Why are new laws shrinking our community colleges?

EdSource

Wendy Brill-Wynkoop
February 1, 2023
Assembly Bill 928, legislation from the 2021 legislative year, was one of several recent bills developed by corporate-funded advocacy organizations that mandated oversimplified solutions to complex issues. The results often have unintended consequences that manifest themselves in the months and years after the law is implemented.
In the case of AB 928, the consequences are shrinking colleges.
The overarching aims of this particular bill were to reduce the time of transferring and obtaining a degree, as well as to improve course transferability and efficiency. In theory, this intention seemed sensible. In practice, however, it created new barriers and amplified existing challenges.
The bill had three objectives:
  • Rebooting the California Postsecondary Education Commission with a new oversight committee to streamline and improve coordination in California’s higher education systems.

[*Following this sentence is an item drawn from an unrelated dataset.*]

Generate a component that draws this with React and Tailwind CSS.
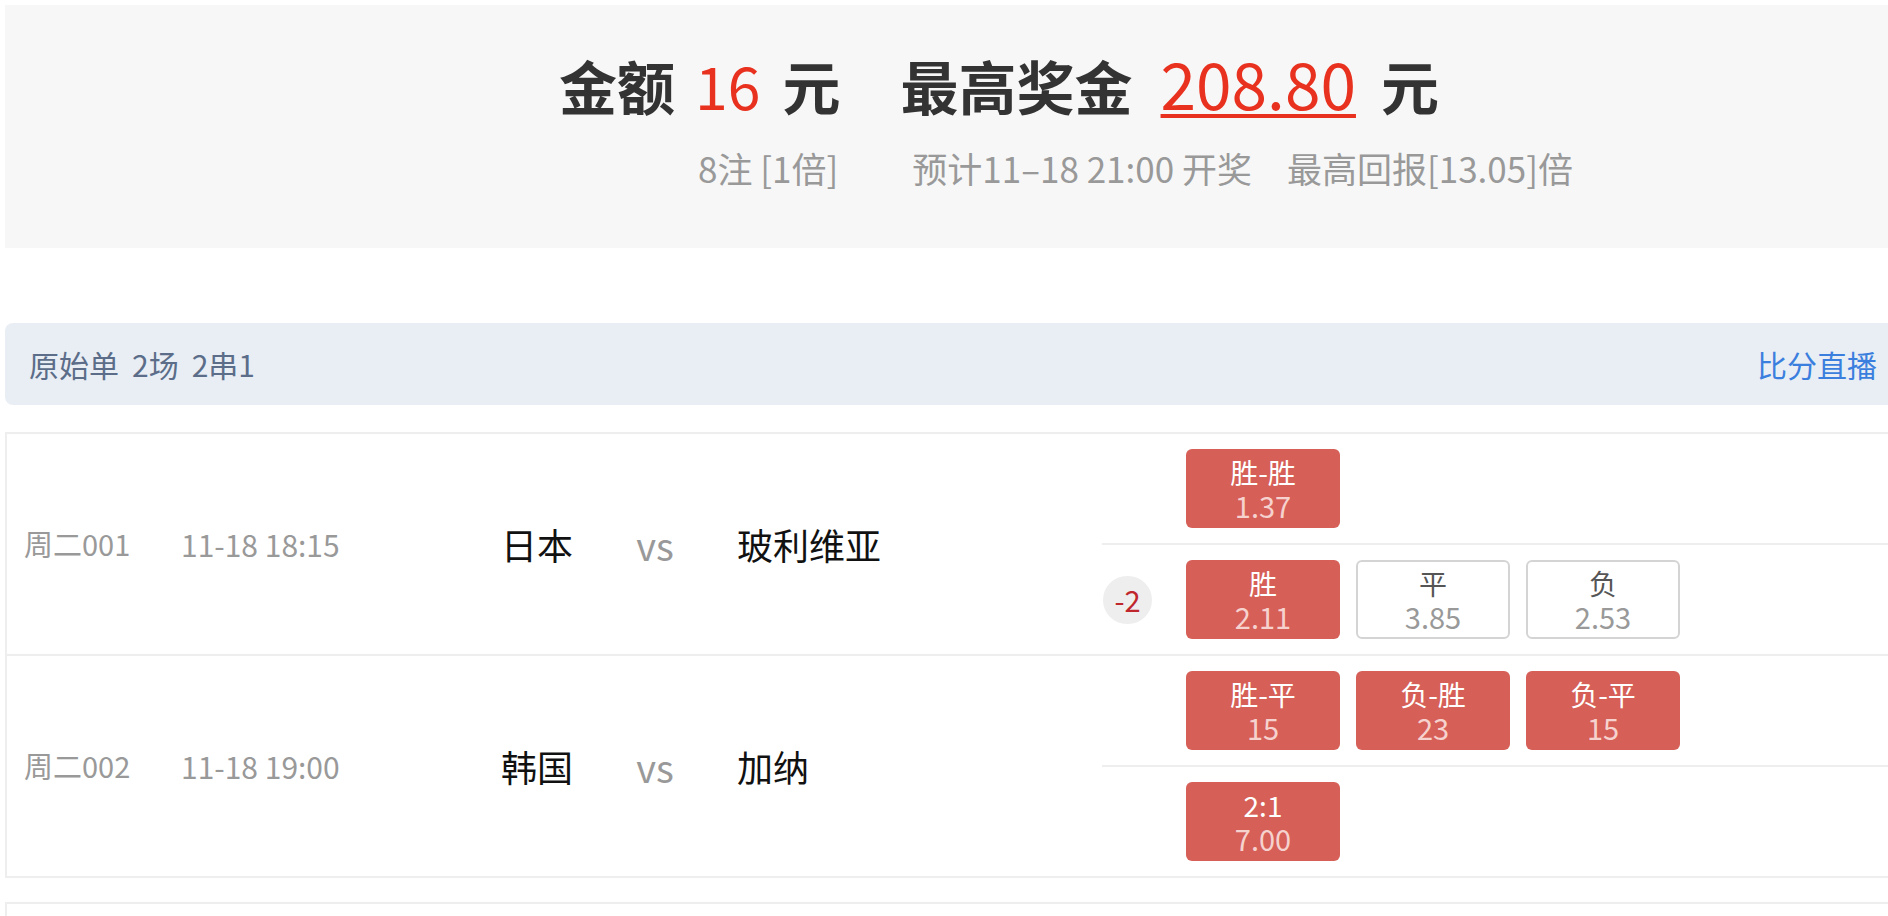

  • Calling for a single general education transfer pattern from the community colleges to both the Cal State and University of California systems.
  • Mandating the automatic placement of students in the Associate Degree for Transfer programs, which provide students with guaranteed admission to a CSU (but not necessarily their CSU of choice).
While students, faculty, administrators and the community college chancellor’s office expressed concerns about AB 928 at various points in the legislative process, the bill moved forward without substantive amendments, and the governor ultimately signed it.
After a year of implementing this legislation, community college stakeholders already see the unintended consequences of a single general education transfer pattern known as Cal-GETC. The legislation limits this pattern to requiring a maximum of 34 units, reducing the number of units currently needed to transfer to the CSU by five.
This change is initiated by the University of California system, which holds all the power to create the Cal-GETC, has constitutional autonomy and is not subject to legislative mandates. The rigid reduction in units will create a double whammy of enrollment decline and a loss of educational offerings for community colleges already wrestling with a 16-20% statewide drop in enrollment. At a time when community colleges need to be expanding their appeal, new laws are forcing them to narrow their reach.